The Middle Passage : White Ships Black Cargo by Tom Feelings. Middle Passage is a children's picture book about the horrific transatlantic journey that brought enslaved Africans to the land of their imprisonment. Though the book has no text, the emotions conveyed are heartfelt. The Horn Book asserts his "drawings engage eye, mind, and heart as they speak eloquently of the infamy and suffering of the Middle Passage through his story in." After experiencing this book you will never be the same. (Dwiggins)

Moby Dick by Herman Melville. Mark Twain defined a classic as a book that people praise but don't read. This definition seems especially apt for the classic novel that almost no one has actually read all the way through, Herman Melville's Moby Dick. However, I advise this as a novel a reader can sink her teeth into during the long hot liquid days of July and August, when the time exists to contemplate chapters that one has read, afterward. Yes, this is a long, long book, complete with detailed descriptions of the whaling industry that could be taken out of a National Geographic magazine. However, the wait is worth the wit and wisdom that Melville delivers through Starbuck's observations of the maniacal Captain Ahab and his singular obsession. This is high art at its best and it is a shame so few take advantage of it. (O'Conner)

Moving Beyond Words by Gloria Steinem. Here is Steinem at her finest. From Freud, to Women's bodybuilding, to advertising and beyond, Steinem critiques are humorous, compelling, and inspiring. As if that weren't enough, she also presents her subjects in ways that illustrate some of the most important invention strategies for writers of the twentieth century. (DeJoy)

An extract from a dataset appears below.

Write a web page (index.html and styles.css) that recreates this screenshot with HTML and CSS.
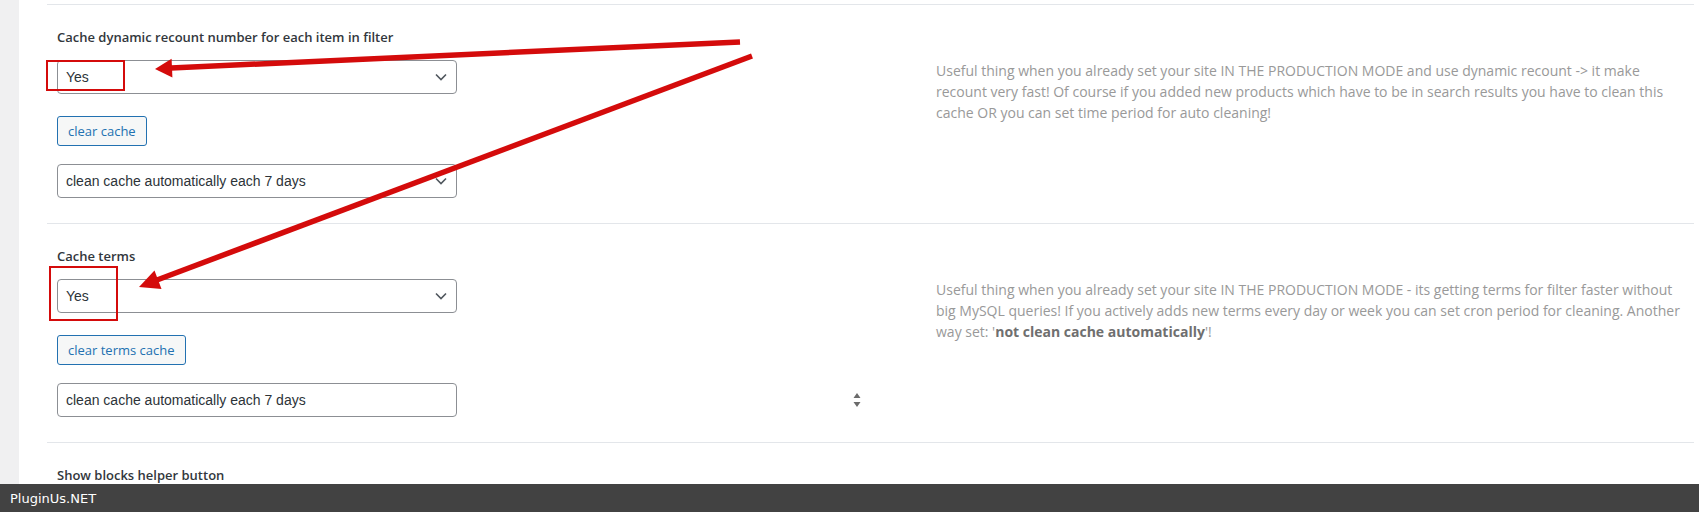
FILE: index.html
```html
<!DOCTYPE html>
<html lang="en">
  <head>
    <meta charset="UTF-8" />
    <meta name="viewport" content="width=device-width, initial-scale=1.0" />
    <title>Cache options</title>
    <link rel="stylesheet" href="styles.css">
  </head>
  <body>
    <div class="page">
      <div class="sidebar"></div>
      <div class="content">
        <div class="option">
          <div class="controls">
            <div class="label">Cache dynamic recount number for each item in filter</div>
            <div class="select">
              <span>Yes</span>
              <svg class="chevron" width="12" height="8" viewBox="0 0 12 8"><path d="M1 1.5l5 5 5-5" fill="none" stroke="#50575e" stroke-width="1.6"/></svg>
            </div>
            <div class="button">clear cache</div>
            <div class="select">
              <span>clean cache automatically each 7 days</span>
              <svg class="chevron" width="12" height="8" viewBox="0 0 12 8"><path d="M1 1.5l5 5 5-5" fill="none" stroke="#50575e" stroke-width="1.6"/></svg>
            </div>
          </div>
          <div class="description">
            Useful thing when you already set your site IN THE PRODUCTION MODE and use dynamic recount -&gt; it make recount very fast! Of course if you added new products which have to be in search results you have to clean this cache OR you can set time period for auto cleaning!
          </div>
        </div>

        <div class="option">
          <div class="controls">
            <div class="label">Cache terms</div>
            <div class="select">
              <span>Yes</span>
              <svg class="chevron" width="12" height="8" viewBox="0 0 12 8"><path d="M1 1.5l5 5 5-5" fill="none" stroke="#50575e" stroke-width="1.6"/></svg>
            </div>
            <div class="button">clear terms cache</div>
            <div class="field-row">
              <div class="select">
                <span>clean cache automatically each 7 days</span>
              </div>
              <svg class="spinner" width="8" height="16" viewBox="0 0 8 16"><path d="M4 1l3.5 5h-7z M4 15l3.5-5h-7z" fill="#6b6b6b"/></svg>
            </div>
          </div>
          <div class="description">
            Useful thing when you already set your site IN THE PRODUCTION MODE - its getting terms for filter faster without big MySQL queries! If you actively adds new terms every day or week you can set cron period for cleaning. Another way set: '<b>not clean cache automatically</b>'!
          </div>
        </div>

        <div class="option">
          <div class="controls">
            <div class="label">Show blocks helper button</div>
          </div>
        </div>
      </div>
    </div>

    <!-- annotations drawn over the screenshot -->
    <svg class="marks" width="1699" height="512" viewBox="0 0 1699 512">
      <rect x="47" y="61" width="77" height="29" fill="none" stroke="#d40b0b" stroke-width="2"/>
      <rect x="50" y="267" width="67" height="53" fill="none" stroke="#d40b0b" stroke-width="2"/>
      <line x1="740" y1="42" x2="171" y2="68" stroke="#d40b0b" stroke-width="5.5"/>
      <polygon points="155,69 172.4,77.5 171.6,58.8" fill="#d40b0b"/>
      <line x1="752" y1="56" x2="157" y2="280" stroke="#d40b0b" stroke-width="5.5"/>
      <polygon points="139,287 161.5,289 154.5,270.5" fill="#d40b0b"/>
    </svg>

    <div class="footer">PluginUs.NET</div>
  </body>
</html>
```

FILE: styles.css
```css
* {
  margin: 0;
  padding: 0;
  box-sizing: border-box;
}

body {
  width: 1699px;
  height: 512px;
  overflow: hidden;
  background-color: #fff;
  font-family: 'Open Sans', 'Noto Sans', sans-serif;
  color: #2c3338;
}

.page {
  display: flex;
  height: 100%;
}

.sidebar {
  width: 19px;
  flex-shrink: 0;
  background-color: #f0f0f1;
}

.content {
  flex: 1;
  padding: 4px 5px 0 28px;
}

.option {
  display: grid;
  grid-template-columns: 879px 1fr;
  border-top: 1px solid #e3e6ea;
  padding: 22px 6px 25px 10px;
}

.controls {
  display: flex;
  flex-direction: column;
  align-items: flex-start;
}

.label {
  font-size: 13px;
  font-weight: 600;
  line-height: 20px;
  color: #32373c;
  margin-bottom: 13px;
}

.select {
  width: 400px;
  height: 34px;
  display: flex;
  align-items: center;
  justify-content: space-between;
  padding: 0 9px 0 8px;
  border: 1px solid #8c8f94;
  border-radius: 4px;
  font-family: 'Liberation Sans', Arial, sans-serif;
  font-size: 14px;
  color: #2c3338;
}

.button {
  margin: 22px 0 18px;
  height: 30px;
  display: flex;
  align-items: center;
  padding: 0 10px;
  border: 1px solid #2271b1;
  border-radius: 3px;
  background-color: #f6f7f7;
  color: #2271b1;
  font-size: 13px;
}

.field-row {
  display: flex;
  align-items: center;
}

.spinner {
  margin-left: 396px;
}

.description {
  padding-top: 33px;
  font-size: 14px;
  line-height: 21px;
  color: #999;
}

.description b {
  color: #6f6f6f;
}

.marks {
  position: absolute;
  top: 0;
  left: 0;
  pointer-events: none;
}

.footer {
  position: fixed;
  left: 0;
  right: 0;
  bottom: 0;
  height: 28px;
  padding-left: 10px;
  display: flex;
  align-items: center;
  background-color: #424242;
  color: #fff;
  font-family: 'DejaVu Sans', sans-serif;
  font-size: 13px;
}
```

Other Voices, Other Vistas by Barbara Solomon, ed. (1992). This anthology of short stories from Africa, China, India, Japan, and Latin America (in translation) gives a wonderful range of writing by some of the world's best authors—Chinua Achebe, Bessie Head, Nadine Gordimer, Narayan, Desai, Mishima, Kawabata, Borges, Fuentes, Marquez—to name only a small portion. It's a great introduction to world fiction of the past fifty years and, through engaging stories of human experience, an introduction to people of non-Western cultures. Available at most good bookstores for only about $8.00, it's the perfect book to pick up if you have limited funds and limited reading times (airports, beaches, waiting for friends). (Mihm)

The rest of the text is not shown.